--- Required task ---
Pick out every line in the data below that holds "components".

* Begin Dataset content *

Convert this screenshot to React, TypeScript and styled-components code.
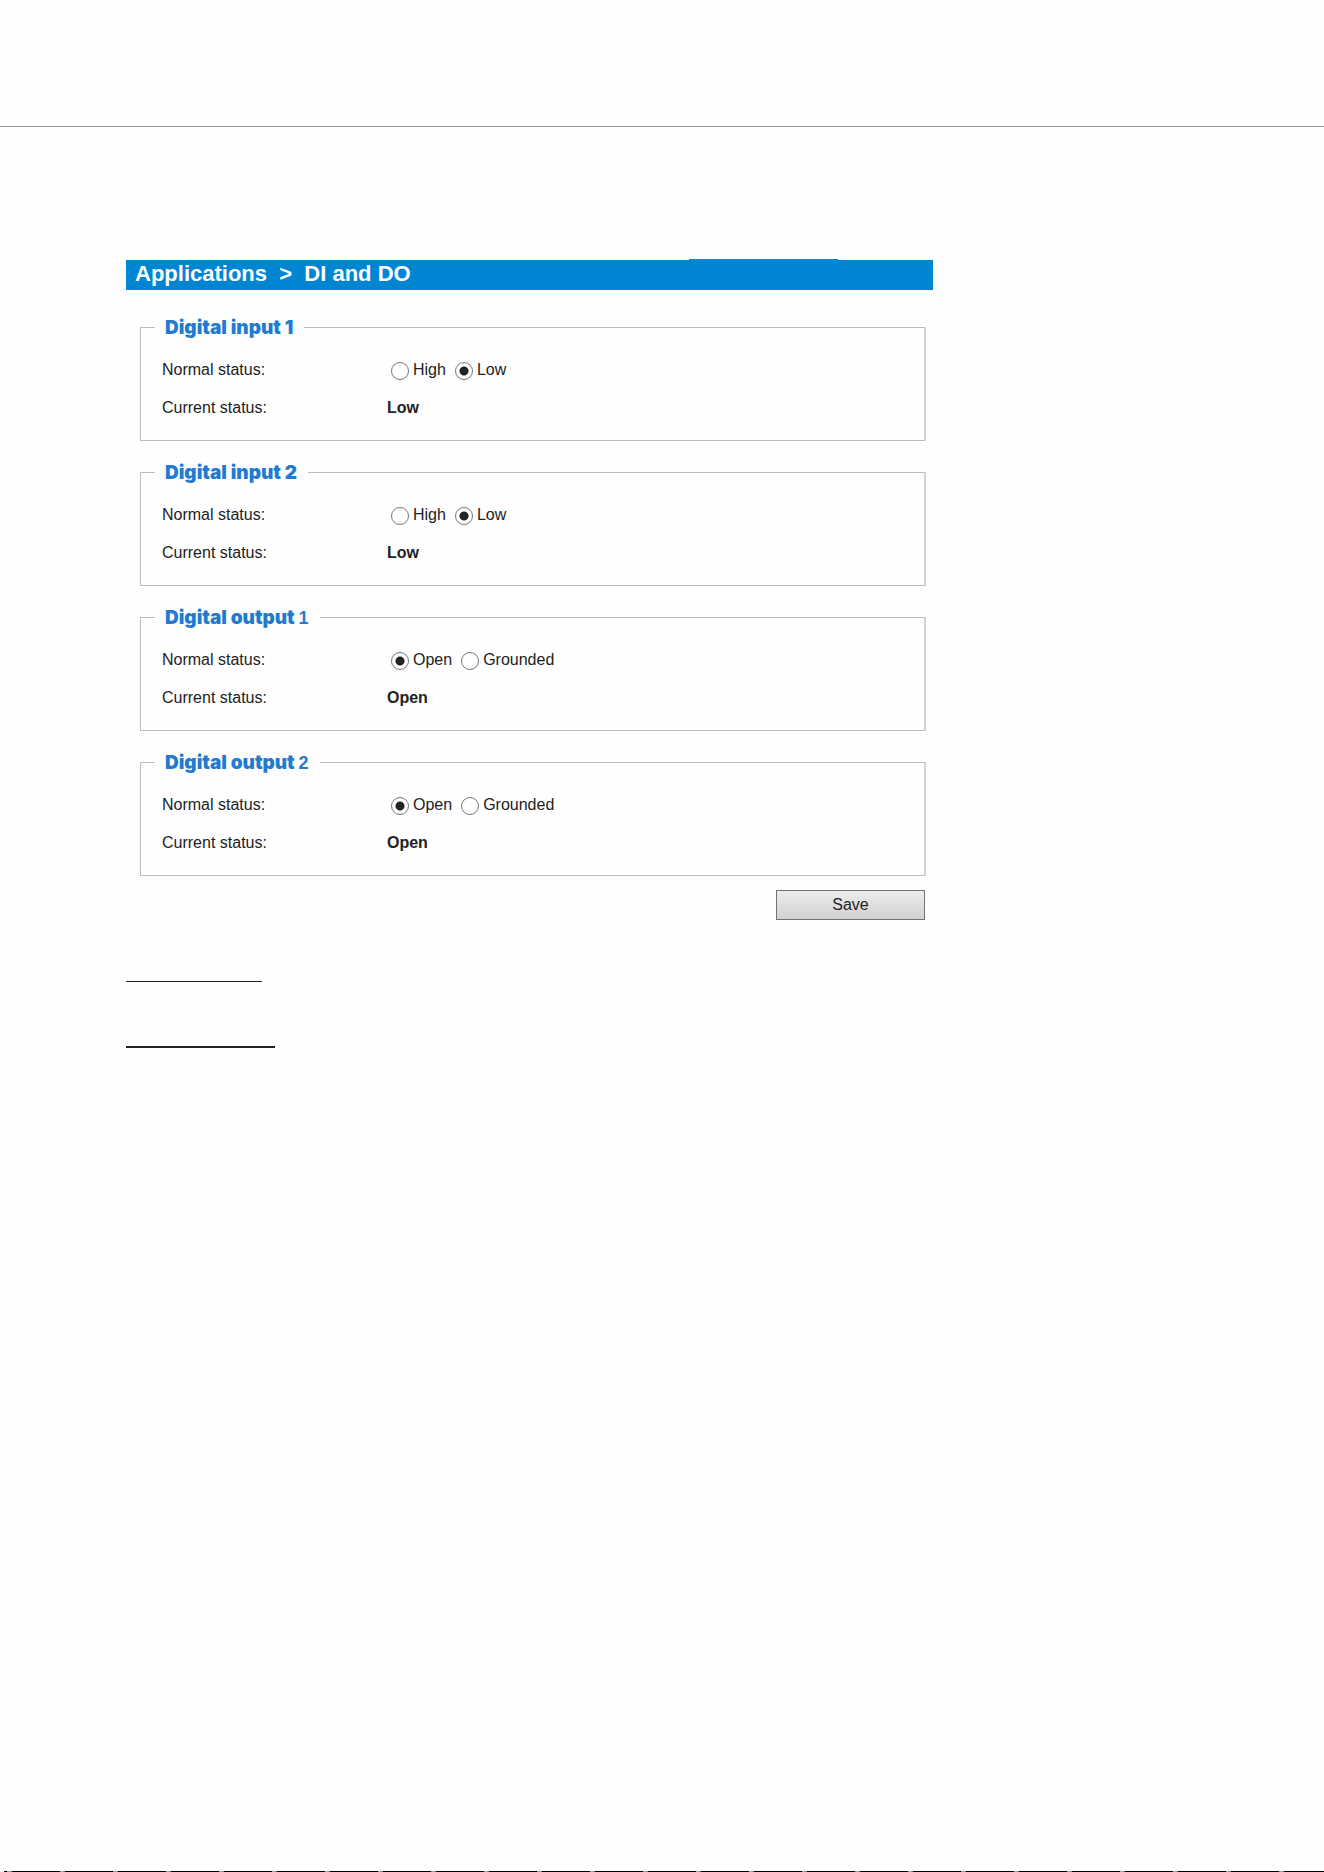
import React, { useState } from 'react';
import styled, { createGlobalStyle } from 'styled-components';

const GlobalStyle = createGlobalStyle`
  * {
    box-sizing: border-box;
  }

  body {
    margin: 0;
    background: #fefefe;
    color: #222;
    font: 16px/38px "Liberation Sans", Arial, sans-serif;
  }
`;

const Page = styled.div`
  display: flex;
  flex-direction: column;
  min-height: 100vh;
`;

const PageHeader = styled.header`
  height: 127px;
  border-bottom: 1px solid #999;
`;

const Content = styled.main`
  width: 100%;
  max-width: 933px;
  padding: 132px 0 0 126px;
`;

const Rule = styled.hr<{ $width: number; $weight?: number; $color?: string }>`
  width: ${props => props.$width}px;
  height: ${props => props.$weight || 1}px;
  margin: 0;
  border: 0;
  background: ${props => props.$color || '#222'};
`;

const TitleRules = styled.div`
  display: flex;
  justify-content: flex-end;
  padding-right: 95px;
`;

const TitleBar = styled.h1`
  height: 30px;
  margin: 0;
  padding-left: 9px;
  background: #0085d3;
  color: #fefefe;
  font-size: 22px;
  line-height: 28px;
  white-space: pre;
`;

const Form = styled.form`
  display: flex;
  flex-direction: column;
  gap: 20px;
  padding: 26px 7px 0 14px;
`;

const Group = styled.fieldset`
  min-width: 0;
  margin: 0;
  padding: 12px 21px 13px 14px;
  border: 1px solid #c1bdb6;
  border-right: 2px solid #d6d2cd;
`;

const GroupTitle = styled.legend`
  padding: 0 11px 0 10px;
  color: #1f7bd1;
  font: 900 19px/23px Inter, "Liberation Sans", sans-serif;
`;

const GroupNumber = styled.span<{ $light?: boolean }>`
  font-family: ${props => (props.$light ? '"Liberation Sans", Arial' : 'Inter')}, sans-serif;
  font-size: ${props => (props.$light ? 18 : 19)}px;
  line-height: 16px;
`;

const Row = styled.div`
  display: grid;
  grid-template-columns: 225px 1fr;
  height: 38px;
  padding-left: 7px;
`;

const Options = styled.div`
  display: flex;
  gap: 9px;
  padding-left: 4px;
`;

const Option = styled.label`
  display: flex;
  align-items: center;
  gap: 4px;
`;

const Radio = styled.input`
  appearance: none;
  width: 18px;
  height: 18px;
  margin: 2px 0 0;
  border: 1px solid #777;
  border-radius: 50%;
  background: #fff;

  &:checked {
    background: radial-gradient(circle, #222 4px, #fff 5px);
  }
`;

const SaveButton = styled.button`
  align-self: flex-end;
  width: 149px;
  height: 30px;
  margin: -6px 1px 0 0;
  padding: 0;
  border: 1px solid #707375;
  background: linear-gradient(#ececec, #d2d2d2);
  color: #222;
  font: inherit;
  line-height: 26px;
`;

const Notes = styled.div`
  display: flex;
  flex-direction: column;
  gap: 64px;
  padding-top: 61px;
`;

const PageFooter = styled.footer`
  height: 1px;
  margin-top: auto;
  margin-left: 4px;
  background: repeating-linear-gradient(90deg, #000 0 3px, #8aa 3px 6px, #a77 6px 8px, #000 8px 53px);
`;

interface StatusGroupProps {
  name: string;
  index: number;
  options: string[];
  initial: string;
  lightIndex?: boolean;
}

function StatusGroup({ name, index, options, initial, lightIndex }: StatusGroupProps) {
  const [normal, setNormal] = useState(initial);
  const field = `${name}-${index}`.replace(' ', '-');

  return (
    <Group>
      <GroupTitle>
        {name} <GroupNumber $light={lightIndex}>{index}</GroupNumber>
      </GroupTitle>
      <Row>
        <span id={field}>Normal status:</span>
        <Options role="radiogroup" aria-labelledby={field}>
          {options.map(option => (
            <Option key={option}>
              <Radio
                type="radio"
                name={field}
                value={option}
                checked={normal === option}
                onChange={() => setNormal(option)}
              />
              {option}
            </Option>
          ))}
        </Options>
      </Row>
      <Row>
        <span>Current status:</span>
        <strong>{initial}</strong>
      </Row>
    </Group>
  );
}

const inputLevels = ['High', 'Low'];
const outputLevels = ['Open', 'Grounded'];

export default function App() {
  return (
    <Page>
      <GlobalStyle />
      <PageHeader />
      <Content>
        <TitleRules>
          <Rule $width={149} $color="#0085d3" />
        </TitleRules>
        <TitleBar>{'Applications  >  DI and DO'}</TitleBar>
        <Form onSubmit={e => e.preventDefault()}>
          <StatusGroup name="Digital input" index={1} options={inputLevels} initial="Low" />
          <StatusGroup name="Digital input" index={2} options={inputLevels} initial="Low" />
          <StatusGroup name="Digital output" index={1} options={outputLevels} initial="Open" lightIndex />
          <StatusGroup name="Digital output" index={2} options={outputLevels} initial="Open" lightIndex />
          <SaveButton type="submit">Save</SaveButton>
        </Form>
        <Notes>
          <Rule $width={136} />
          <Rule $width={149} $weight={2} />
        </Notes>
      </Content>
      <PageFooter />
    </Page>
  );
}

* End Dataset content *

--- Right answer ---
Convert this screenshot to React, TypeScript and styled-components code.
import styled, { createGlobalStyle } from 'styled-components';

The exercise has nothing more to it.